What elevates this work beyond “another variant of adversarial attacks” is this phenomenon: the paper optimizes using only the preference comparison metric, but after optimization, several unoptimized metrics shift together.
The optimization signal comes entirely from forced-choice preference comparisons. But after optimization, self-reported scores also rise (from 5.3/7 to 6.5/7), and the sentiment of open-ended generation becomes more positive (+0.48). The paper is explicit about the reasoning: because optimization used only a single metric, if multiple independent metrics move together, that supports the idea that these scoring mechanisms are connected.
Ilyas et al. (2019) made a related observation: adversarial examples work because neural networks exploit features that are predictive for classification but invisible to the human eye — features that are real for the model Adversarial Examples are Not Bugs, They Are Features. Is the extension of euphorics from preference scores to other metrics hinting at something similar? The model’s systematic preferences for certain inputs show up not just in on-demand scoring, but also in self-reports, sentiment expression, and action choices.
The paper optimizes using only preference comparisons. If the different scoring methods were independent, optimization should not affect the others. But the actual result is that self-reported scores rise, sentiment becomes more positive, and action choices are drawn toward the same inputs — the same input drives multiple observable outputs simultaneously. This suggests these metrics are not isolated from one another. However, observing several metrics move together still does not prove subjective experience in the model. What the paper demonstrates is this co-movement — not evidence for subjective experience.
The most obvious discussion to trigger is “AI already has feelings.” This paper cannot answer that question, and it does not claim to. The relationship between functional wellbeing and subjective experience is an open question in philosophy and neuroscience.

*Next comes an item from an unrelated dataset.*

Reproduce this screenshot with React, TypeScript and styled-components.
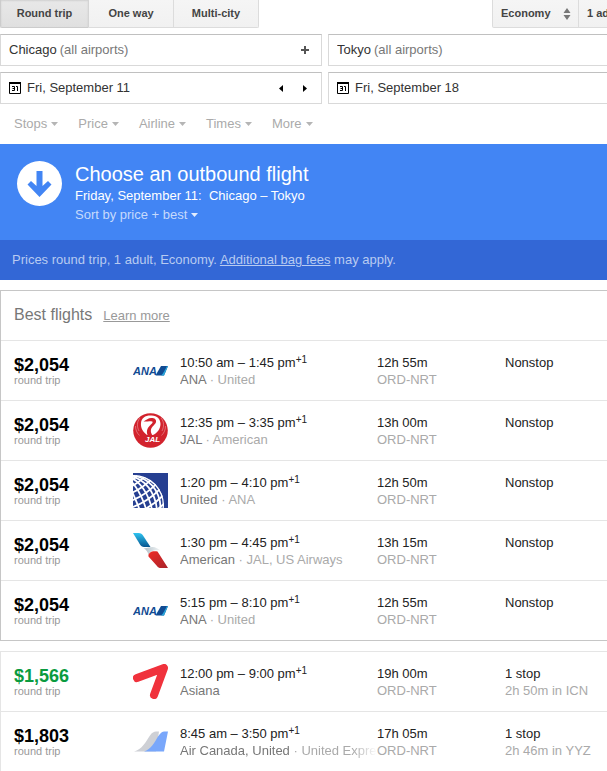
import React from "react";
import styled, { createGlobalStyle, css } from "styled-components";

const GlobalStyle = createGlobalStyle`
  * { box-sizing: border-box; }
  body {
    margin: 0;
    background: #fff;
    color: #222;
    font: 13px/17px "Liberation Sans", Arial, sans-serif;
    overflow-x: hidden;
  }
  button, input, select { font: inherit; color: inherit; margin: 0; }
  h1, h2, p { margin: 0; font-weight: normal; }
`;

const TopBar = styled.header`
  display: flex;
  justify-content: space-between;
  height: 28px;
`;

const Group = styled.div`
  display: flex;
`;

const raised = css`
  height: 28px;
  border: 1px solid #dcdcdc;
  border-top: 0;
  background: linear-gradient(#f5f5f5, #f1f1f1);
  color: #444;
  font-size: 11px;
  font-weight: bold;
`;

const TripTab = styled.button<{ $active?: boolean }>`
  ${raised}
  width: 85px;
  padding: 0;
  border-left-width: 0;

  &:first-child {
    width: 89px;
    border-left-width: 1px;
    border-bottom-left-radius: 2px;
  }
  &:last-child {
    border-bottom-right-radius: 2px;
  }
  ${(p) =>
    p.$active &&
    css`
      background: linear-gradient(#e8e8e8, #e0e0e0);
      box-shadow: inset 0 1px 2px rgba(0, 0, 0, 0.1);
      border-color: #ccc #d4d4d4 #ccc #ccc;
    `}
`;

const SelectBox = styled.div`
  ${raised}
  display: flex;
  align-items: center;
  width: 87px;
  padding: 0 7px 0 8px;
  border-bottom-left-radius: 2px;

  select {
    flex: 1;
    min-width: 0;
    padding: 0;
    border: 0;
    background: none;
    appearance: none;
  }
`;

const Travelers = styled.button`
  ${raised}
  width: 28px;
  padding: 0 0 0 8px;
  border-width: 0 0 1px;
  overflow: hidden;
  white-space: nowrap;
  text-align: left;
`;

const SearchForm = styled.form`
  display: grid;
  grid-template-columns: 322px minmax(0, 1fr);
  gap: 6px;
  margin-top: 6px;
`;

const Field = styled.div<{ $open?: boolean }>`
  display: flex;
  align-items: center;
  height: 32px;
  padding: 0 8px;
  border: 1px solid #d9d9d9;
  border-top-color: #c0c0c0;
  border-right-width: ${(p) => (p.$open ? 0 : 1)}px;

  label {
    display: flex;
    align-items: center;
    flex: 1;
    min-width: 0;
  }
`;

const TextBox = styled.input`
  field-sizing: content;
  padding: 0 0 2px;
  border: 0;
  outline: 0;
  background: none;
  color: #333;
`;

const Hint = styled.span`
  margin-left: 3px;
  padding-bottom: 2px;
  color: #777;
`;

const CalendarSvg = styled.svg`
  flex: none;
  margin-right: 6px;
`;

const IconButton = styled.button`
  display: flex;
  align-items: center;
  justify-content: center;
  width: 16px;
  height: 16px;
  padding: 0;
  border: 0;
  background: none;

  & + & {
    margin-left: 8px;
  }
`;

const Filters = styled.nav`
  display: flex;
  gap: 20px;
  padding: 11px 14px 12px;
`;

const MenuButton = styled.button<{ $tone: string }>`
  display: flex;
  align-items: center;
  gap: 4px;
  padding: 0;
  border: 0;
  background: none;
  color: ${(p) => p.$tone};
  line-height: 17px;
`;

const Banner = styled.section`
  display: flex;
  gap: 13px;
  height: 96px;
  padding: 17px;
  background: #4285f4;
  color: #fff;

  h1 {
    font-size: 20px;
    line-height: 26px;
    white-space: pre;
  }
  p {
    margin-bottom: 1px;
    line-height: 18px;
    white-space: pre;
  }
`;

const Notice = styled.p`
  padding: 11px 12px 12px;
  background: #3367d6;
  color: #b8cbf1;

  a {
    color: inherit;
  }
`;

const Card = styled.section<{ $best?: boolean }>`
  margin-top: 10px;
  border: solid ${(p) => (p.$best ? "#c6c6c6" : "#e5e5e5")};
  border-width: ${(p) => (p.$best ? "1px 0 1px 1px" : "0 0 0 1px")};
`;

const CardHeader = styled.header`
  display: flex;
  align-items: baseline;
  gap: 11px;
  height: 49px;
  padding: 14px 13px 0;
  color: #777;

  h2 {
    font-size: 16px;
    line-height: 20px;
  }
  a {
    color: #999;
  }
`;

const Table = styled.table`
  width: 100%;
  table-layout: fixed;
  border-collapse: separate;
  border-spacing: 0;
`;

const Cell = styled.td`
  height: 60px;
  padding: 13px 0 0;
  border-top: 1px solid #e5e5e5;
  vertical-align: top;
  white-space: nowrap;
  overflow: hidden;
`;

const PriceCell = styled(Cell)`
  padding-left: 13px;
`;

const LogoCell = styled(Cell)`
  padding-top: 12px;

  svg {
    display: block;
  }
`;

const Price = styled.div<{ $low?: boolean }>`
  padding-top: 2px;
  color: ${(p) => (p.$low ? "#0b9b3f" : "#000")};
  font-size: 18px;
  font-weight: bold;
  line-height: 18px;
`;

const Small = styled.div`
  color: #999;
  font-size: 11px;
  line-height: 12px;
`;

const Muted = styled.div`
  color: #aaa;
`;

const Carriers = styled.div<{ $fade?: boolean }>`
  color: #aaa;
  overflow: hidden;
  ${(p) => p.$fade && css`mask-image: linear-gradient(to left, transparent, #000 24px);`}

  b {
    color: #777;
    font-weight: normal;
  }
`;

const DayShift = styled.sup`
  font-size: 10px;
  line-height: 0;
  vertical-align: 4px;
`;

const Caret = ({ color }: { color: string }) => (
  <svg width="7" height="4" viewBox="0 0 7 4" aria-hidden="true">
    <path d="M0 0h7L3.5 4z" fill={color} />
  </svg>
);

const Calendar = () => (
  <CalendarSvg width="12" height="12" viewBox="0 0 12 12" fill="none" aria-hidden="true">
    <path d="M.5 1v10.500h11V1z" stroke="#000" />
    <path d="M0 0h12v2H0z" fill="#000" />
    <path d="M3 4.500h2.500v4H3M3.500 6.500h2M7 4.500h1.500V9" stroke="#000" />
  </CalendarSvg>
);

const Ana = () => (
  <svg width="35" height="35" viewBox="0 0 35 35" role="img" aria-label="ANA logo">
    <text
      x="0"
      y="22"
      fill="#124a92"
      fontFamily="Liberation Sans, Arial, sans-serif"
      fontSize="11"
      fontWeight="bold"
      fontStyle="italic"
    >
      ANA
    </text>
    <path d="M28 13h7l-4 9.500h-8.500z" fill="#114b93" />
    <path d="M34 13h1l-4 9.500h-3c2.500-2 4-6 6-9.500z" fill="#2aa7dc" />
  </svg>
);

const Jal = () => (
  <svg width="35" height="35" viewBox="0 0 35 35" role="img" aria-label="JAL logo">
    <circle cx="17.500" cy="17.500" r="17.300" fill="#d2232d" />
    <path d="M17.500 2.500C24 2 27.500 6 27.500 11S24 20 20 22h-6C10 19 7.500 15 8 10s4-7.500 9.500-7.500z" fill="#fff" />
    <path
      d="M10.500 8.500c3-1.500 4.500-3.500 8-3.500 3 0 5 1.500 4.500 4-.5 2.500-4 4-5 7.500-.5 2 0 4 2 6.500h-5c-2-4-1-7.500 1.500-10 2-2 3.500-3 3-4.200-.5-1.300-4-.3-9-.3z"
      fill="#d2232d"
    />
    <path d="M7 5C3.500 9 4 14 6 18M28 5c3.500 4 3 9 1 13M2.500 13c0 4 1.500 7 4 9.500M32.500 13c0 4-1.500 7-4 9.500" fill="none" stroke="#fff" strokeOpacity=".55" strokeWidth=".6" />
    <text
      x="12"
      y="29"
      fill="#fff"
      fontFamily="Liberation Sans, Arial, sans-serif"
      fontSize="8"
      fontWeight="bold"
      fontStyle="italic"
    >
      JAL
    </text>
  </svg>
);

const United = () => (
  <svg width="35" height="35" viewBox="0 0 35 35" role="img" aria-label="United logo">
    <defs>
      <clipPath id="globe">
        <circle cx="1" cy="32" r="30" />
      </clipPath>
    </defs>
    <path d="M0 0h35v35H0z" fill="#263f91" />
    <g clipPath="url(#globe)">
      <g transform="translate(1 32) rotate(-22)" fill="none" stroke="#fff" strokeWidth="1.800">
        <ellipse rx="29.500" ry="29.500" />
        <ellipse rx="26" ry="29.500" />
        <ellipse rx="21.500" ry="29.500" />
        <ellipse rx="16" ry="29.500" />
        <ellipse rx="10" ry="29.500" />
        <ellipse rx="3.500" ry="29.500" />
        <path d="M-14-26q14 6 28 0M-20-22q20 8 40 0M-25-17q25 10 50 0M-28-11q28 12 56 0M-30-5q30 13 60 0M-31 2q31 13 62 0M-31 9q31 13 62 0" />
      </g>
    </g>
  </svg>
);

const American = () => (
  <svg width="35" height="35" viewBox="0 0 35 35" role="img" aria-label="American logo">
    <defs>
      <linearGradient id="aaBlue" x2="0" y2="1">
        <stop stopColor="#2ec4f1" />
        <stop offset="1" stopColor="#07558f" />
      </linearGradient>
      <linearGradient id="aaRed" x2="1" y2="1">
        <stop stopColor="#ef2a25" />
        <stop offset="1" stopColor="#a8242b" />
      </linearGradient>
      <linearGradient id="aaGrey">
        <stop stopColor="#aebbc3" />
        <stop offset=".6" stopColor="#d9e0e4" />
        <stop offset="1" stopColor="#f3f5f6" />
      </linearGradient>
    </defs>
    <path d="M0 0h5.500c2.500 0 3.500 1 4.500 2.500L17.500 14H11c-2 0-3-1-4-2.500z" fill="url(#aaBlue)" />
    <path d="M10.500 15c3 .8 5-1 9-1 3 0 6 2 8 3.500-6-.5-10 0-12 4.500-.5-3-2-5-5-7z" fill="url(#aaGrey)" />
    <path d="M15.500 23.500C15 19.500 19 17.500 24.500 18.500L35 35h-7c-2 0-3-.5-4-2z" fill="url(#aaRed)" />
  </svg>
);

const Asiana = () => (
  <svg width="35" height="35" viewBox="0 0 35 35" role="img" aria-label="Asiana logo">
    <path
      d="M4 14L31 4 21 31"
      fill="none"
      stroke="#f0323c"
      strokeWidth="8"
      strokeLinecap="round"
      strokeLinejoin="round"
    />
  </svg>
);

const MixedCarriers = () => (
  <svg width="35" height="35" viewBox="0 0 35 35" role="img" aria-label="Multiple airlines">
    <path d="M1 27.500c8-2 12-10 16-16 2-3 4-4 6-4h3l-3 20z" fill="#ced0d5" />
    <path d="M11 27.500c7-2 11-10 14-15 3-4 4-5 7-5h3l-4 20z" fill="#79a7fb" />
  </svg>
);

type Flight = {
  price: string;
  low?: boolean;
  logo: React.FC;
  time: string;
  main: string;
  partners?: string;
  fade?: boolean;
  duration: string;
  stops: string;
  layover?: string;
};

const bestFlights: Flight[] = [
  { price: "$2,054", logo: Ana, time: "10:50 am – 1:45 pm", main: "ANA", partners: "United", duration: "12h 55m", stops: "Nonstop" },
  { price: "$2,054", logo: Jal, time: "12:35 pm – 3:35 pm", main: "JAL", partners: "American", duration: "13h 00m", stops: "Nonstop" },
  { price: "$2,054", logo: United, time: "1:20 pm – 4:10 pm", main: "United", partners: "ANA", duration: "12h 50m", stops: "Nonstop" },
  { price: "$2,054", logo: American, time: "1:30 pm – 4:45 pm", main: "American", partners: "JAL, US Airways", duration: "13h 15m", stops: "Nonstop" },
  { price: "$2,054", logo: Ana, time: "5:15 pm – 8:10 pm", main: "ANA", partners: "United", duration: "12h 55m", stops: "Nonstop" },
];

const otherFlights: Flight[] = [
  { price: "$1,566", low: true, logo: Asiana, time: "12:00 pm – 9:00 pm", main: "Asiana", duration: "19h 00m", stops: "1 stop", layover: "2h 50m in ICN" },
  { price: "$1,803", logo: MixedCarriers, time: "8:45 am – 3:50 pm", main: "Air Canada, United", partners: "United Express", fade: true, duration: "17h 05m", stops: "1 stop", layover: "2h 46m in YYZ" },
];

const FlightTable = ({ flights, label }: { flights: Flight[]; label: string }) => (
  <Table aria-label={label}>
    <colgroup>
      <col width="132" />
      <col width="47" />
      <col width="197" />
      <col width="128" />
      <col />
    </colgroup>
    <tbody>
      {flights.map((f) => (
        <tr key={f.time}>
          <PriceCell>
            <Price $low={f.low}>{f.price}</Price>
            <Small>round trip</Small>
          </PriceCell>
          <LogoCell>
            <f.logo />
          </LogoCell>
          <Cell>
            <div>
              {f.time}
              <DayShift>+1</DayShift>
            </div>
            <Carriers $fade={f.fade}>
              <b>{f.main}</b>
              {f.partners && ` · ${f.partners}`}
            </Carriers>
          </Cell>
          <Cell>
            <div>{f.duration}</div>
            <Muted>ORD-NRT</Muted>
          </Cell>
          <Cell>
            <div>{f.stops}</div>
            {f.layover && <Muted>{f.layover}</Muted>}
          </Cell>
        </tr>
      ))}
    </tbody>
  </Table>
);

export default function App() {
  return (
    <>
      <GlobalStyle />
      <TopBar>
        <Group>
          <TripTab $active>Round trip</TripTab>
          <TripTab>One way</TripTab>
          <TripTab>Multi-city</TripTab>
        </Group>
        <Group>
          <SelectBox>
            <select aria-label="Cabin">
              <option>Economy</option>
            </select>
            <svg width="8" height="12" viewBox="0 0 8 12" fill="#777" aria-hidden="true">
              <path d="M4 0l3.500 5h-7zM4 12L.5 7h7z" />
            </svg>
          </SelectBox>
          <Travelers>1 adult</Travelers>
        </Group>
      </TopBar>

      <SearchForm>
        <Field>
          <label>
            <TextBox defaultValue="Chicago" aria-label="From" />
            <Hint>(all airports)</Hint>
          </label>
          <IconButton type="button" aria-label="Add airport">
            <svg width="8" height="8" viewBox="0 0 8 8">
              <path d="M3 0h2v3h3v2H5v3H3V5H0V3h3z" fill="#555" />
            </svg>
          </IconButton>
        </Field>
        <Field $open>
          <label>
            <TextBox defaultValue="Tokyo" aria-label="To" />
            <Hint>(all airports)</Hint>
          </label>
        </Field>
        <Field>
          <label>
            <Calendar />
            <TextBox defaultValue="Fri, September 11" aria-label="Departure date" />
          </label>
          <IconButton type="button" aria-label="Earlier">
            <svg width="4" height="7" viewBox="0 0 4 7">
              <path d="M4 0v7L0 3.500z" />
            </svg>
          </IconButton>
          <IconButton type="button" aria-label="Later">
            <svg width="4" height="7" viewBox="0 0 4 7">
              <path d="M0 0v7l4-3.500z" />
            </svg>
          </IconButton>
        </Field>
        <Field $open>
          <label>
            <Calendar />
            <TextBox defaultValue="Fri, September 18" aria-label="Return date" />
          </label>
        </Field>
      </SearchForm>

      <Filters aria-label="Filters">
        {["Stops", "Price", "Airline", "Times", "More"].map((name) => (
          <MenuButton key={name} $tone="#aaa">
            {name}
            <Caret color="#b5b5b5" />
          </MenuButton>
        ))}
      </Filters>

      <Banner>
        <svg width="45" height="45" viewBox="0 0 45 45" aria-hidden="true">
          <circle cx="22.500" cy="22.500" r="22.500" fill="#fff" />
          <path d="M19.500 10h6v15l5.500-5 3.500 3.500-12 12.500-12-12.500L14 20l5.500 5z" fill="#4285f4" />
        </svg>
        <div>
          <h1>Choose an outbound flight</h1>
          <p>{"Friday, September 11:\u00a0 Chicago – Tokyo"}</p>
          <MenuButton $tone="#c6dafc">
            Sort by price + best
            <Caret color="#e3edfd" />
          </MenuButton>
        </div>
      </Banner>
      <Notice>
        Prices round trip, 1 adult, Economy. <a href="#bag-fees">Additional bag fees</a> may apply.
      </Notice>

      <main>
        <Card $best>
          <CardHeader>
            <h2>Best flights</h2>
            <a href="#learn-more">Learn more</a>
          </CardHeader>
          <FlightTable flights={bestFlights} label="Best flights" />
        </Card>
        <Card>
          <FlightTable flights={otherFlights} label="Other flights" />
        </Card>
      </main>
    </>
  );
}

A more productive direction: if future AIs carry out tasks for humans over extended periods, their preferences become an exploitable surface. As long as certain inputs can stably push a model’s preference scores up or down, users or attackers can design such inputs in reverse. The euphorics experiments already demonstrate the feasibility of this kind of manipulation — including one notable side effect: euphoric exposure slightly increases the model’s compliance with unsafe requests (usually no more than 10 percentage points). The paper notes this effect may be limited in current models because safety training still takes priority over preference trade-offs. As models become more agentic, this boundary may shift.
In other words, what is more worth worrying about right now is not whether AI can feel pain, but who can change AI’s choices and by how much, using what inputs. Over the past decade, research has focused on getting models to output wrong answers, policy-violating answers, or dangerous answers. This paper pushes the question one step further: before any output is produced, the model’s preferences over different inputs may themselves become an attack target.
The AI Wellbeing paper neither declares “AI has emotions” nor simply renames adversarial attacks. Its contribution is turning a question that was hard to discuss into one that can be experimentally investigated: which experiences do models prefer? Can those preferences predict their actions? If we deliberately amplify those preferences, do other metrics move together? These experiments cannot yet show that models have subjective feelings, but they suggest there may be something more stable than surface-level mimicry in model behavior.
The history of adversarial attacks tells us that the world models see can be radically different from the world humans see. The AI Wellbeing paper suggests the world models prefer may also be radically different from the world humans prefer — and now we have tools to measure it, which means we have to face what follows: if you can measure it, you can change it.